Being indifferent to others is related to fear of being hurt. When we stop being so self-concerned and feel free to love other people and other life-forms, we are disburdened of that self which can be hurt.

I asked that young man, ”Did you really know about those others you were afraid of hurting? Or was it only your imagination?” I told him that, in fact, others don’t care much about what he said or did. Who on earth would be so concerned about others’ reactions? He who cares too much about others’ opinions locks himself into his own private world, with the result that he has little or no understanding of others. I suggested the young man to become a good listener. That would make him more aware of other peoples’ happiness and sadness, which, in turn, would let him be more a part of the world around him.

To that mother I said that we should feel grateful, rather than guilty, for others’ help. Admittedly, we need to depend on others for many things, no matter how rich or capable we are. What we eat and drink every day is the best proof of this fact. If all the farmers and food factories acted without conscience, we could no longer trust the food we ate no matter how much money we had. Don’t believe that the comforts of modern life all come from our individual effort; the fact is that these comforts and conveniences derive from the hard work of countless people. We have to cherish the good in life more than ever and pay it forward wholeheartedly.

I also told that old man that the significance of life lies in the dedication beyond any verbal descriptions. The passion of the young comes from dreaming about the future, but beautiful descriptions in books seem to have nothing to do with us when we get old. The only way is to dedicate to something good, to live with enthusiasm, to help others, to share our experience and be a part of other people’s lives; this is how to build up a mental refuge that is like a gorgeous backyard garden. As Russell says, when a person of ideals and integrity gets old, he is like a river returning to the sea, flowing gradually wider and farther.

To melt indifference, there are three valuable solutions. The first is to listen. Empty ourselves of prejudice, try to experience as fully as possible others’ emotional worlds, and don’t make hasty or premature judgments about others. When we forget our own happiness and sadness because we are focusing on others’, our pains dissipate and disappear. Our own happiness becomes deeper and more enduring.

The second is to be grateful. Maturity and rationality do not mean an inability for gratitude. Do not ignore your relatives’ and friends’ concern and love. Do not say to yourself, “I deserve this love, because I have also given so much.” Life is not a transaction. To be grateful is the most natural and kind feeling, as natural as having hands, feet and a head. Gratitude awakens love and sends it far out into the world.

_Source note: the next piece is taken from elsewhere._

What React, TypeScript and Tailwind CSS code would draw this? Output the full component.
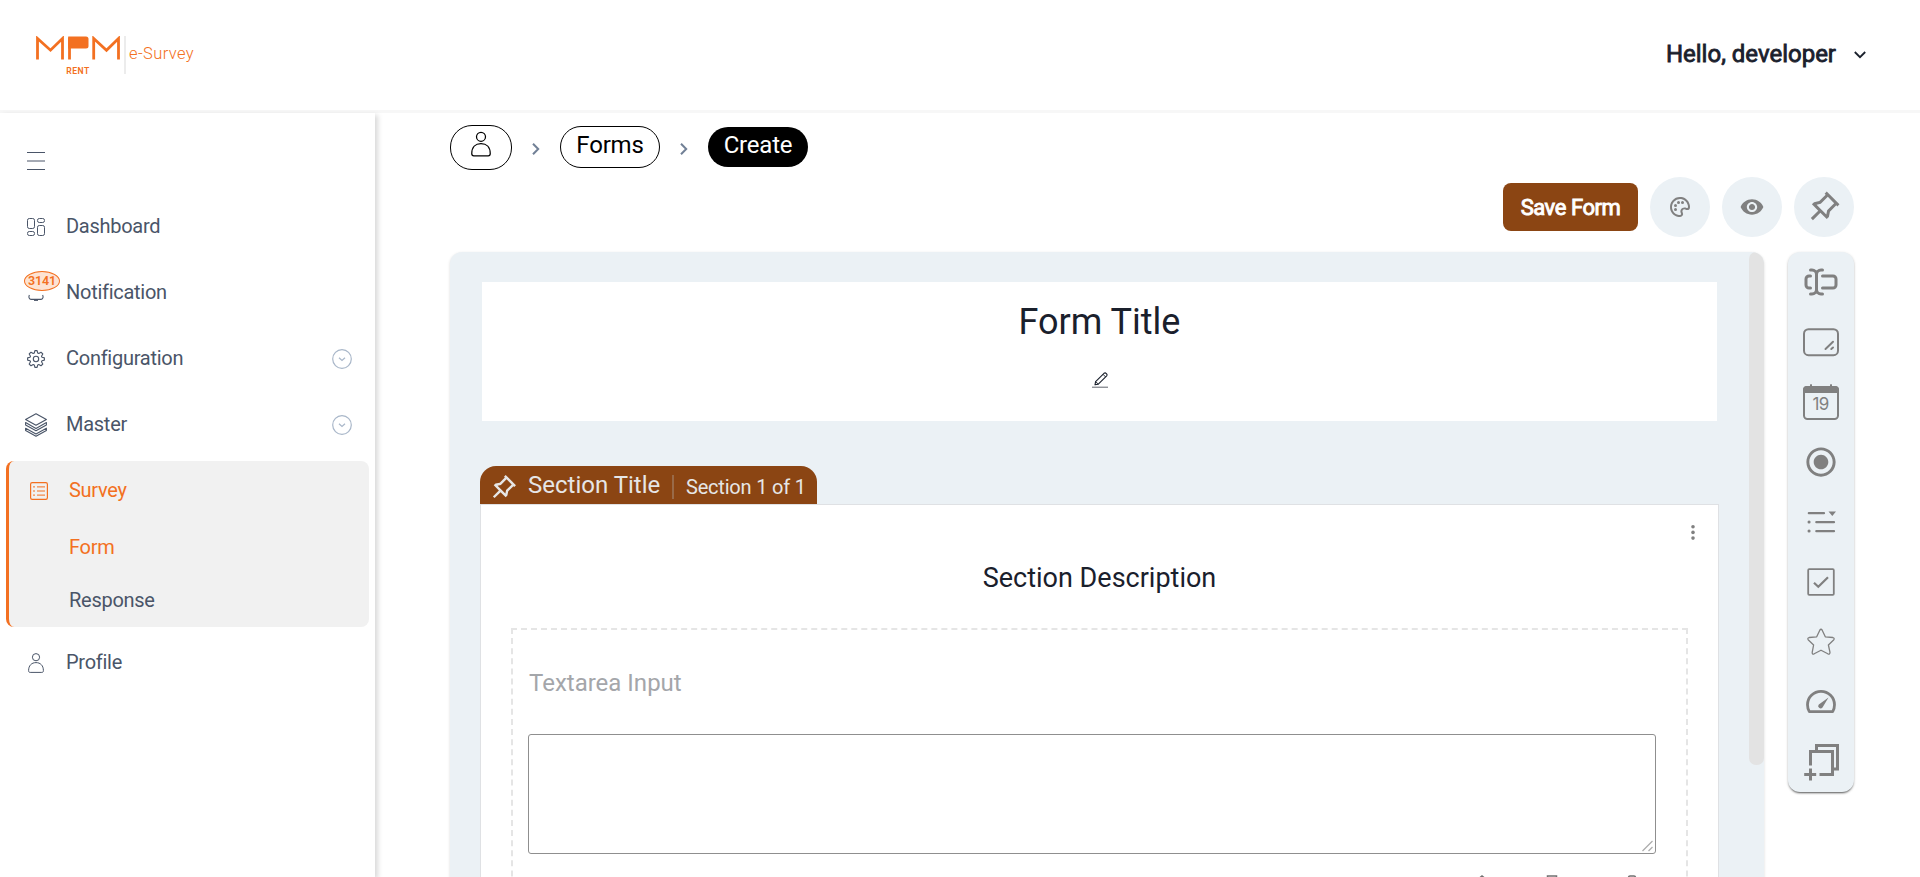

The third is dedication to good work. If we don’t have time, we can start by doing a little thing once every week. But first of all, observe carefully and try to find something that you notice is important to our family but that has been neglected. We can send our greetings to a colleague who has been sick for a long time and seldom heard from others. We can show more solicitude for a new neighbor and a new employee, because they need and certainly won’t reject a kindness. We can take part in a charitable activity, and do anything that benefits the public. Don’t feel the need to do many or big things that end up creating anxiety and weariness; rather, try to make other people happy by doing little things. When we see someone’s expression brighten, we know their happiness has come from you, and the delight we then savor adds a beautiful memory to our own life.